If two Rc<T> values point at each other (directly or through a chain), their reference counts never drop to zero. Rust’s memory safety guarantees do not cover this case; the standard library does not automatically detect and break cycles. You must structure your data to avoid cycles, or use Weak<T> to break them.

This is a real‑world hazard, especially in graph or tree‑like structures where nodes hold references to parents and children.
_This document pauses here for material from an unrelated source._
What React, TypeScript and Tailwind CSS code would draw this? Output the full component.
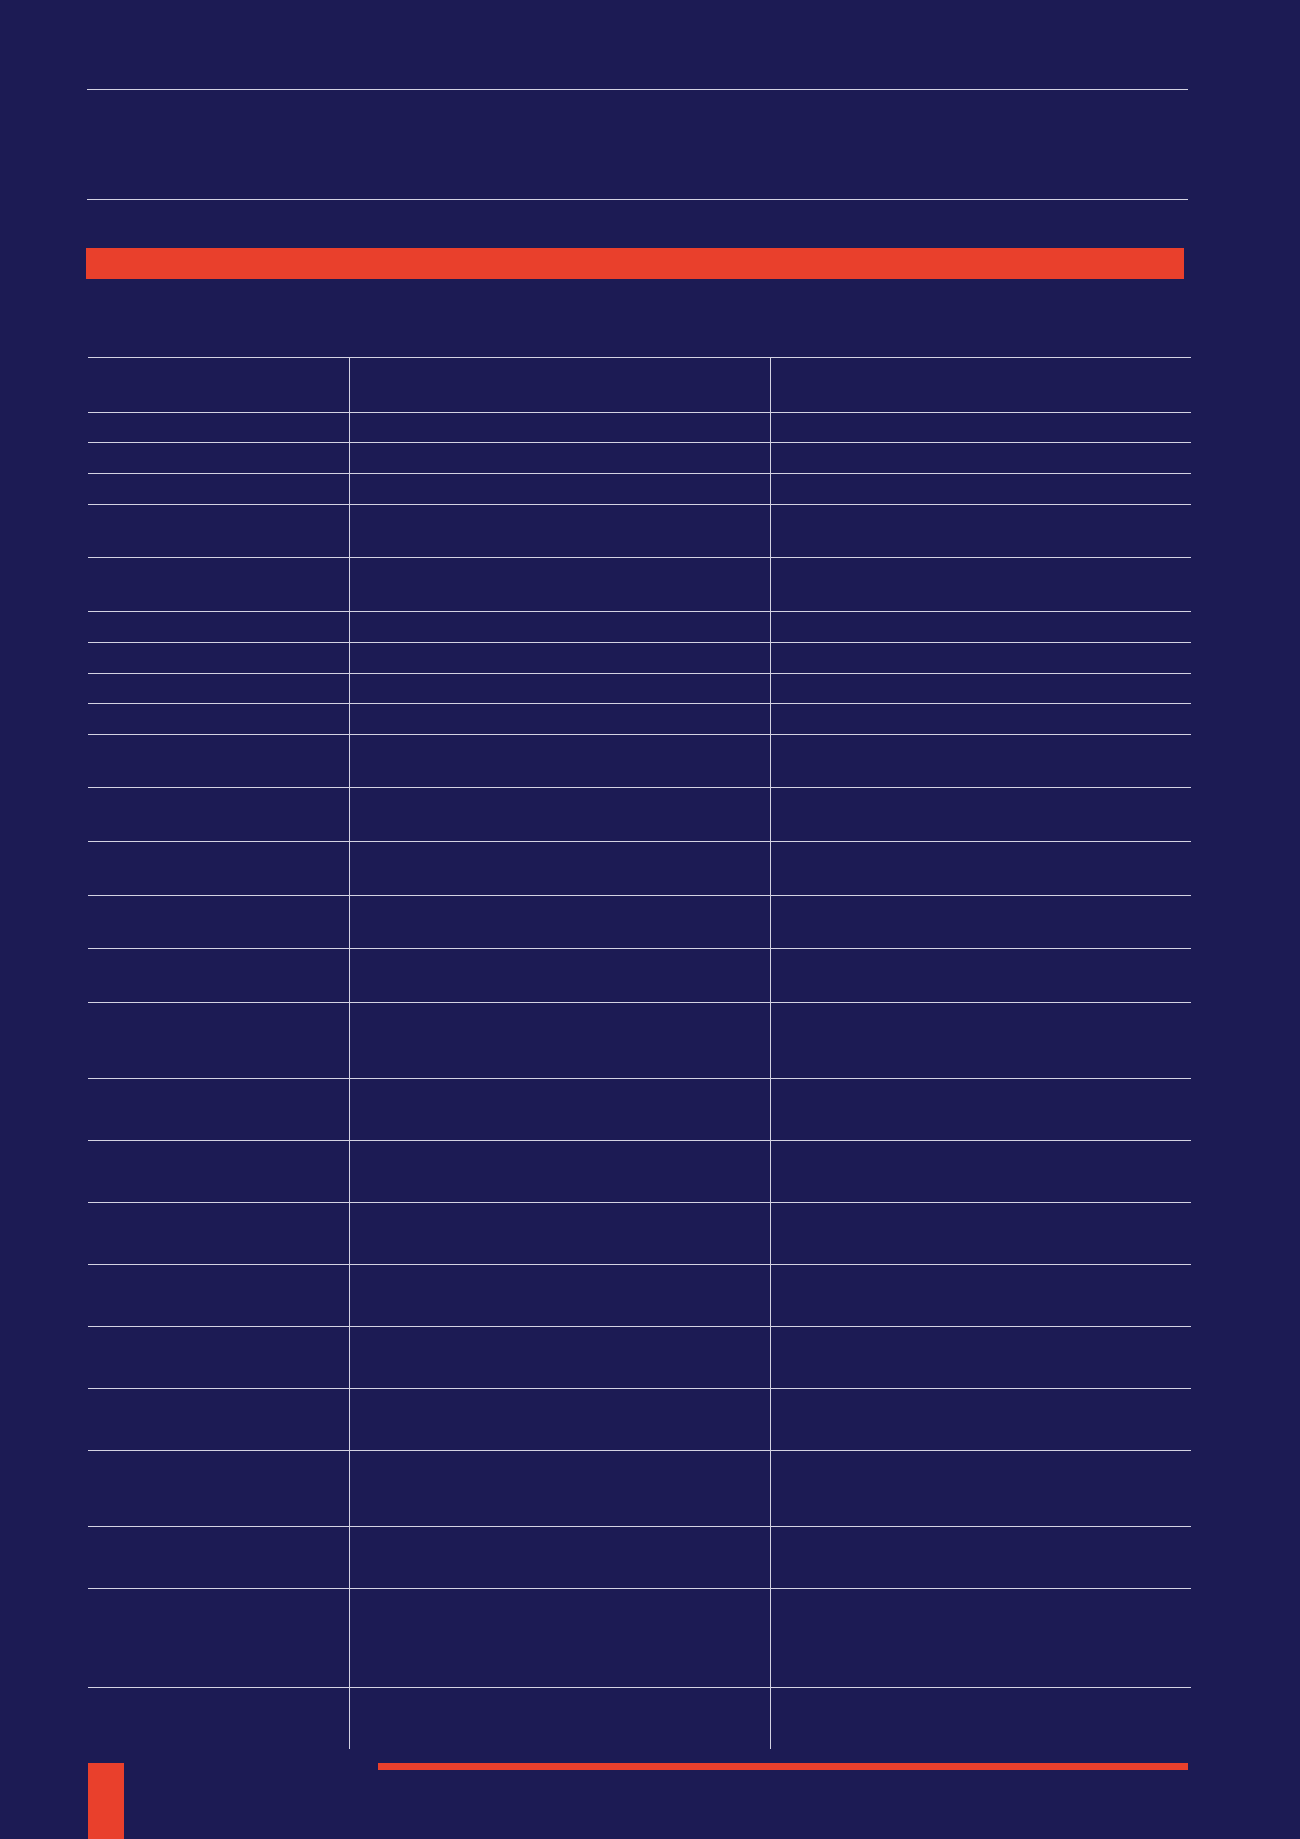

The next several sections explore how Weak<T> helps you prevent memory leaks.

Where Rc<T> Belongs in Real Code

You reach for Rc<T> when you have data that several parts of a single‑threaded program need to hold onto independently, and none of them is clearly the “last one standing.” Common examples include:

  • Compiler intermediate representations: an abstract syntax tree (AST) where many analysis passes hold pointers to shared sub‑trees.
  • GUI frameworks: multiple widgets referencing the same underlying configuration object or style data.
  • Graphs and linked structures: nodes shared among multiple edges or lists, as seen in the cons list example.
  • Immutable persistent data structures: where “modification” is done by creating a new version that shares most of its structure with the old one.

The cons list you worked with is the canonical teaching example, but the pattern generalises to any situation where compile‑time ownership is too rigid and you are willing to trade a small runtime counter overhead for flexibility.